Enroute to Beng Mealea, our trusty driver suggested in so many words that we bypass the main Beng Mealea ticket office and purchase our entry on arrival at the temple complex from a person manning the ticket checkpoint station.  By avoiding a trip to the official ticket office, he would simultaneously avoid paying a five dollar road toll and further maximize his profits from this outing.  His plan was that we would pay the normal ten dollar entrance fee to a guard, and while we would not receive an official ticket in return, we would be permitted to enter as apparently no one thereafter would ask us to produce a ticket.  We argued that we preferred to have an official ticket in the event we were checked, as remote a possibility as this was, and thought the five dollar road toll should have been figured into the $140 fee previously agreed upon.  This conversation was re-visited and re-explained to us five more times enroute as he was perplexed by our desire to not bribe our way onto the site, monies effectively going directly into the pockets of the guards, and thereby saving him an expense that he would otherwise have to incur.  The previous day over dinner he was very talkative, stating that he deplored the corruption that existed in Cambodia as the masses remained poor while corrupt politicians and officials became richer, students were given poor grades if parents did not give "donations" to the teachers and a university degree could be purchased for the princely sum of $1,500.  In his discussions to avoid the road toll, we reiterated his previous days dislike with the corruption in Cambodia, thinking our paying monies through inappropriate channels clearly contributed to the matter.  However, our rationale was promptly ignored or not comprehended, rather our refusal to take part in his scheme likely seen as a personal snub against him.  As we approached the main ticket booth, he slowly pulled over to the shoulder of the road, parked and tried one final time to avoid the road toll.  Our insistence to properly obtain a ticket led him to become silent and he grudgingly drove over to the ticket office, pointing to "Buy your ticket there".  He got out of the car, walked over to the road toll booth to deposit his five dollar fee.

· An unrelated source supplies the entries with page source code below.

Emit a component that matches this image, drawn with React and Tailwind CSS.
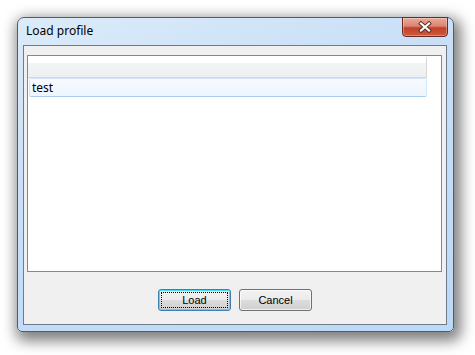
export default function App() {
  return (
    <div className="w-[475px] h-[355px] bg-white pl-[17px] pt-[17px]">
      {/* window frame */}
      <div className="relative flex flex-col w-[437px] h-[315px] border border-[#4f5d6b] rounded-t-[7px] rounded-b-[5px] bg-[linear-gradient(160deg,#dcebf9_0%,#c9e0f7_35%,#bcd9f7_100%)] shadow-[3px_5px_14px_4px_rgba(0,0,0,0.5)]">
        {/* title bar */}
        <div className="h-[27px] pl-[8px] pt-[5px] text-[12px] leading-[16px] text-black font-['Noto_Sans',sans-serif]">
          Load profile
        </div>

        {/* close button */}
        <button className="absolute top-[-1px] right-[5px] w-[46px] h-[20px] flex items-center justify-center rounded-b-[4px] border border-[#6e2a22] bg-[linear-gradient(#eba99a_0%,#db8570_45%,#c2412b_55%,#cc5a3c_100%)] shadow-[inset_0_0_0_1px_rgba(255,255,255,0.3)]">
          <svg width="14" height="12" viewBox="0 0 14 12">
            <path d="M3 2.5l8 7M11 2.5l-8 7" stroke="#5a2a24" strokeWidth="4" strokeLinecap="square" />
            <path d="M3 2.5l8 7M11 2.5l-8 7" stroke="#ffffff" strokeWidth="2.2" strokeLinecap="square" />
          </svg>
        </button>

        {/* client area */}
        <div className="ml-[5px] mr-[6px] w-[424px] h-[280px] border border-[#6d7b8a] bg-[#f0f0f0] flex flex-col">
          <div className="ml-[3px] mt-[9px] w-[415px] h-[217px] border border-[#828790] bg-white pt-[1px]">
            <div className="w-[399px] h-[21px] border-r border-b border-[#d5d5d5] bg-[linear-gradient(#ffffff_0%,#ffffff_30%,#f3f4f5_32%,#eeeff1_100%)]" />
            <div className="w-[398px] h-[19px] ml-[1px] flex items-center pl-[2px] rounded-[2px] border border-[#d6e6f9] border-b-[#a9ccf1] bg-[linear-gradient(#f7fbff,#edf5fd)] text-black text-[12px] font-['Noto_Sans',sans-serif]">
              test
            </div>
          </div>

          <div className="mt-[17px] flex justify-center gap-[8px] font-['Liberation_Sans',Arial,sans-serif] text-[11px] text-black">
            <button className="w-[73px] h-[22px] rounded-[3px] border border-[#3c7fb1] bg-[linear-gradient(#f2f2f2_0%,#ebebeb_50%,#dddddd_51%,#cfcfcf_100%)] shadow-[inset_0_0_0_1px_#48dcf9] p-[2px]">
              <div className="w-full h-full flex items-center justify-center border border-dotted border-black">
                Load
              </div>
            </button>
            <button className="w-[73px] h-[22px] rounded-[3px] border border-[#707070] bg-[linear-gradient(#f2f2f2_0%,#ebebeb_50%,#dddddd_51%,#cfcfcf_100%)] shadow-[inset_0_0_0_1px_rgba(255,255,255,0.7)] flex items-center justify-center">
              Cancel
            </button>
          </div>
        </div>
      </div>
    </div>
  );
}
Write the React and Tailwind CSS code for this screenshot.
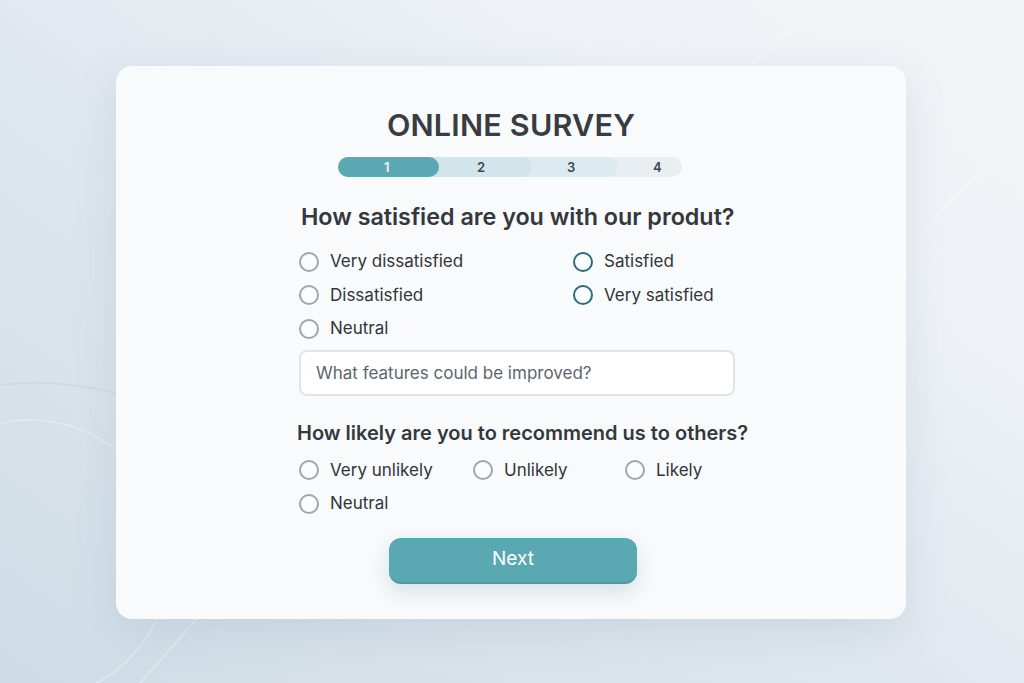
import React from "react";

function Radio({ label, dark }) {
  return (
    <div className="flex items-center h-[33.5px]">
      <span
        className={
          dark
            ? "w-[20px] h-[20px] rounded-full border-[2.5px] border-[#2d6b76] bg-white/40 shrink-0"
            : "w-[20px] h-[20px] rounded-full border-2 border-[#9ba7af] bg-white/40 shrink-0"
        }
      />
      <span className="ml-[11px] text-[17px] text-[#30353a] leading-none">{label}</span>
    </div>
  );
}

export default function App() {
  return (
    <div
      className="relative w-[1024px] h-[683px] overflow-hidden bg-[linear-gradient(35deg,#cfdce5_0%,#dfe7ee_45%,#eef2f6_75%,#f1f4f7_100%)]"
      style={{ fontFamily: "Inter, 'Noto Sans', sans-serif" }}
    >
      <svg className="absolute inset-0" width="1024" height="683" viewBox="0 0 1024 683" fill="none">
        <circle cx="30" cy="560" r="140" stroke="#ffffff" strokeOpacity="0.35" strokeWidth="1.5" />
        <path d="M0 385 C 80 375 160 400 230 440" stroke="#b9cdd8" strokeOpacity="0.5" strokeWidth="1.2" />
        <path d="M920 240 C 960 180 1000 160 1024 150" stroke="#ffffff" strokeOpacity="0.5" strokeWidth="1.2" />
        <path d="M820 0 C 780 40 760 60 720 90" stroke="#ffffff" strokeOpacity="0.5" strokeWidth="1.2" />
        <path d="M140 683 C 180 640 200 610 230 590" stroke="#ffffff" strokeOpacity="0.4" strokeWidth="1.2" />
      </svg>
      <div className="relative flex items-start pt-[66px] pl-[116px]">
        <div className="w-[790px] h-[553px] rounded-[16px] bg-[#f8fafc] shadow-[0_12px_40px_rgba(120,145,165,0.18)] flex flex-col items-center pt-[40px]">
          <h1 className="text-[30.5px] leading-[38px] font-semibold tracking-[0.2px] text-[#393c40]">
            ONLINE SURVEY
          </h1>
          <div className="relative mt-[13px] -ml-[2px] w-[344px] h-[20px]">
            <div className="absolute left-0 top-0 h-[20px] w-[344px] rounded-full bg-[#e8eef2]" />
            <div className="absolute left-0 top-0 h-[20px] w-[280px] rounded-full bg-[#dcebf0]" />
            <div className="absolute left-0 top-0 h-[20px] w-[194px] rounded-full bg-[#d2e5ea]" />
            <div className="absolute left-0 top-0 h-[20px] w-[101px] rounded-full bg-[#5aa8b2]" />
            <div className="absolute inset-0 text-[13px] font-semibold leading-[20px]">
              <span className="absolute left-[46px] text-[#eef7f8]">1</span>
              <span className="absolute left-[139px] text-[#3c4850]">2</span>
              <span className="absolute left-[229px] text-[#3c4850]">3</span>
              <span className="absolute left-[315px] text-[#3c4850]">4</span>
            </div>
          </div>

          <div className="w-[436px] ml-[12px] mt-[25px] flex flex-col">
            <h2 className="text-[23.3px] leading-[30px] font-semibold text-[#34383c] pl-[2px] whitespace-nowrap">
              How satisfied are you with our produt?
            </h2>
            <div className="mt-[13px] grid grid-cols-[274px_1fr]">
              <Radio label="Very dissatisfied" />
              <Radio label="Satisfied" dark />
              <Radio label="Dissatisfied" />
              <Radio label="Very satisfied" dark />
              <Radio label="Neutral" />
            </div>
            <input
              className="mt-[4px] h-[46px] w-[436px] rounded-[8px] border-2 border-[#dde5ec] bg-white px-[15px] text-[17px] text-[#30353a] placeholder:text-[#5c656e] outline-none"
              placeholder="What features could be improved?"
            />
            <h2 className="mt-[23px] -ml-[2px] text-[20px] leading-[28px] font-semibold text-[#34383c] whitespace-nowrap">
              How likely are you to recommend us to others?
            </h2>
            <div className="mt-[7px] grid grid-cols-[174px_152px_1fr]">
              <Radio label="Very unlikely" />
              <Radio label="Unlikely" />
              <Radio label="Likely" />
              <Radio label="Neutral" />
            </div>
          </div>

          <button className="mt-[17px] ml-[4px] w-[248px] h-[46px] rounded-[12px] bg-[#5aa8b2] border-b-2 border-[#4c9aa4] text-white text-[19px] shadow-[0_8px_20px_rgba(90,140,160,0.22)]">
            Next
          </button>
        </div>
      </div>
    </div>
  );
}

Beng Mealea was built by Suryavarman II to the same plan as Angkor Wat and had some amazing carvings amid a largely collapsed pile of stone blocks, foliage growing all around the complex and vines strangling the colossal grey stone walls.  Young men were standing near the entrance to guide visitors through the complex, over piles of fallen stone cubes, under collapsed debris that used to be hallways, taking us through seemingly impassible corridors to point out detailed carvings on stone blocks that lay where they would have fallen or destroyed by Khmer Rouge troops, untouched to this day.  We continued through now barren rooms into the northern courtyard near the back of the complex where a pillared bridge remains.  Heading back inside, we walked past the eastern entrance, a smaller library, then climbing man-made wooden stairs to get a bird's eye view of the complex from high above where its larger libraries could now be seen.

After an enjoyable visit to Beng Mealea, the highlight of the day, we dozed heading back to Siem Reap and awoke just outside the city limits.  Upon seeing us awake, our driver started up his usual banter, brushing upon such subjects as what we planned to do next in Siem Reap, presumably in order to ascertain if he could offer his services thereafter.  His narratives of former customers that generously tipped any Cambodians that were encountered fell on deaf ears, as did his jokes that if we were not going to buy anything at the souvenir markets "You can buy me a souvenir!", all the while his warm smile radiating.